Elimination and recursions in the scattering equations

TL;DR

This work applies classical elimination theory to the polynomial form of the CHY scattering equations to produce a single-variable polynomial of degree $(n-3)!$ in one puncture variable. It provides two determinantal representations of the resultant: a Sylvester-type determinant of size $(n-3)!$ and a Bézout-type determinant of size $(n-4)!$, with a recursive construction that reveals an expansion in Plücker coordinates and a connection to Cayley hyperdeterminants. The authors work through explicit cases $n=6,7,8$ and present a general framework, including a recursion for the determinant and a method to eliminate all remaining variables. They also discuss how these eliminations enable direct evaluation of sums over solutions (amplitudes) without solving the equations, using companion matrices and Vieta relations.
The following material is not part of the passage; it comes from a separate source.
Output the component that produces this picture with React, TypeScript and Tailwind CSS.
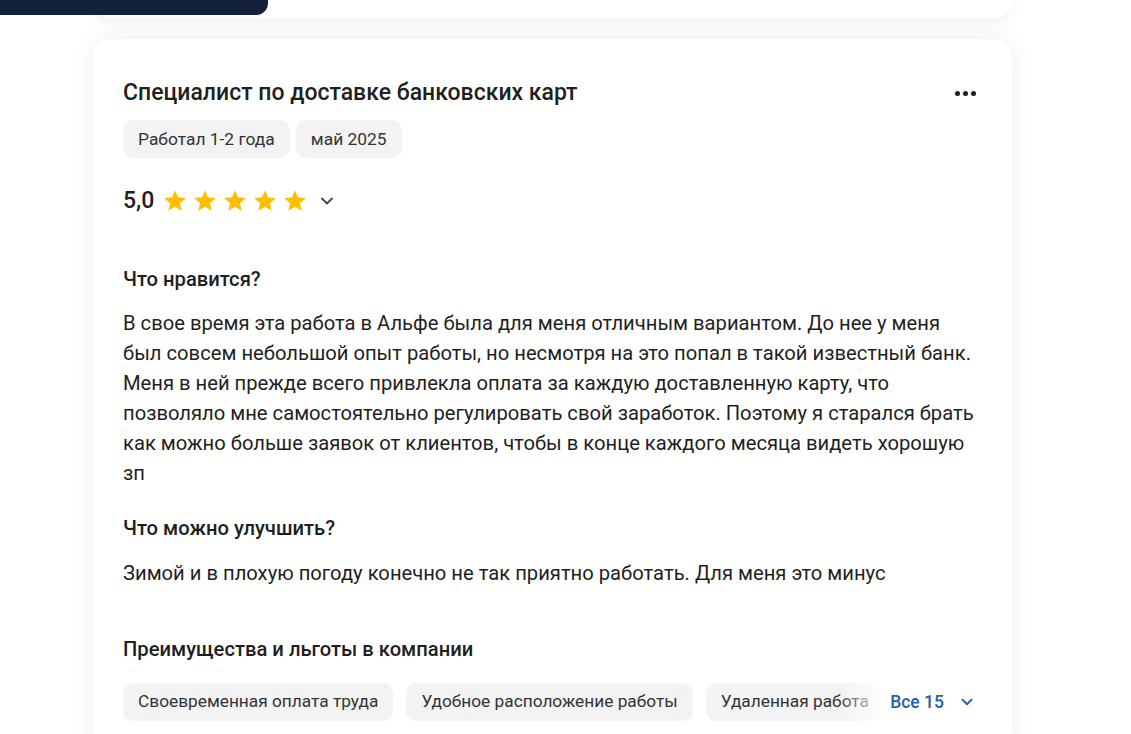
import { ChevronDown } from "lucide-react"

const liked = [
  "В свое время эта работа в Альфе была для меня отличным вариантом. До нее у меня",
  "был совсем небольшой опыт работы, но несмотря на это попал в такой известный банк.",
  "Меня в ней прежде всего привлекла оплата за каждую доставленную карту, что",
  "позволяло мне самостоятельно регулировать свой заработок. Поэтому я старался брать",
  "как можно больше заявок от клиентов, чтобы в конце каждого месяца видеть хорошую",
  "зп",
]

const perks = ["Своевременная оплата труда", "Удобное расположение работы", "Удаленная работа"]

function Star() {
  return (
    <svg width="26" height="26" viewBox="0 0 24 24" className="text-[#ffbf00]">
      <path
        fill="currentColor"
        d="M12 17.27L18.18 21l-1.64-7.03L22 9.24l-7.19-.61L12 2 9.19 8.63 2 9.24l5.46 4.73L5.82 21z"
      />
    </svg>
  )
}

export default function App() {
  return (
    <div className="relative h-[734px] overflow-hidden bg-white font-['Roboto',sans-serif] text-[#1f1f1f]">
      <div className="absolute left-0 top-0 z-10 h-[15px] w-[268px] rounded-br-[12px] bg-[#13213a]" />

      <div className="ml-[93px] w-[919px]">
        <div className="h-[18px] rounded-b-[18px] bg-white shadow-[0_2px_16px_rgba(0,0,0,0.08)]" />

        <div className="mt-[21px] rounded-[18px] bg-white px-[30px] pt-[40px] pb-[40px] shadow-[0_0_24px_rgba(0,0,0,0.07)]">
          <div className="flex items-center justify-between">
            <h2 className="text-[23px] font-medium leading-[28px]">Специалист по доставке банковских карт</h2>
            <div className="mr-[6px] flex gap-[3px]">
              <span className="h-[5px] w-[5px] rounded-full bg-[#1f1f1f]" />
              <span className="h-[5px] w-[5px] rounded-full bg-[#1f1f1f]" />
              <span className="h-[5px] w-[5px] rounded-full bg-[#1f1f1f]" />
            </div>
          </div>

          <div className="mt-[13px] flex gap-[6px]">
            <span className="flex h-[38px] items-center rounded-[10px] bg-[#f3f3f3] px-[15px] text-[17.4px] text-[#333]">
              Работал 1-2 года
            </span>
            <span className="flex h-[38px] items-center rounded-[10px] bg-[#f3f3f3] px-[15px] text-[17.4px] text-[#333]">
              май 2025
            </span>
          </div>

          <div className="mt-[29px] flex h-[28px] items-center">
            <span className="text-[23px] font-medium leading-[28px]">5,0</span>
            <div className="ml-[8px] flex gap-[4px]">
              <Star />
              <Star />
              <Star />
              <Star />
              <Star />
            </div>
            <ChevronDown size={20} strokeWidth={2.2} className="ml-[9px] text-[#444]" />
          </div>

          <h3 className="mt-[52px] text-[20.2px] font-medium leading-[24px]">Что нравится?</h3>
          <p className="mt-[17px] text-[20.2px] leading-[30px]">
            {liked.map((line) => (
              <span key={line} className="block whitespace-nowrap">
                {line}
              </span>
            ))}
          </p>

          <h3 className="mt-[28px] text-[20.2px] font-medium leading-[24px]">Что можно улучшить?</h3>
          <p className="mt-[18px] text-[20.2px] leading-[30px]">
            Зимой и в плохую погоду конечно не так приятно работать. Для меня это минус
          </p>

          <h3 className="mt-[49px] text-[20.2px] font-medium leading-[24px]">Преимущества и льготы в компании</h3>
          <div className="relative mt-[22px] flex gap-[13px] overflow-hidden">
            {perks.map((p) => (
              <span
                key={p}
                className="flex h-[38px] shrink-0 items-center whitespace-nowrap rounded-[10px] bg-[#f3f3f3] px-[15px] text-[17.3px] text-[#333]"
              >
                {p}
              </span>
            ))}
            <div className="absolute right-0 top-0 flex h-[38px] items-center">
              <div className="h-full w-[48px] bg-gradient-to-r from-white/0 to-white" />
              <div className="flex h-full items-center gap-[14px] bg-white pl-[4px] pr-[6px]">
                <span className="text-[17.5px] font-medium text-[#2a5ea8]">Все 15</span>
                <ChevronDown size={18} strokeWidth={2.5} className="text-[#2a5ea8]" />
              </div>
            </div>
          </div>
        </div>
      </div>
    </div>
  )
}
The results offer structural insights and potential computational simplifications for CHY amplitudes and suggest connections to triangulations of Grassmannians and to recursion relations in scattering theory.

Abstract

We use the elimination theory to explicitly construct the (n-3)! order polynomial in one of the variables of the scattering equations. The answer can be given either in terms of a determinant of Sylvester type of dimension (n-3)! or a determinant of Bézout type of dimension (n-4)!. We present a recursive formula for the Sylvester determinant. Expansion of the determinants yields expressions in terms of Plücker coordinates. Elimination of the rest of the variables of the scattering equations is also presented.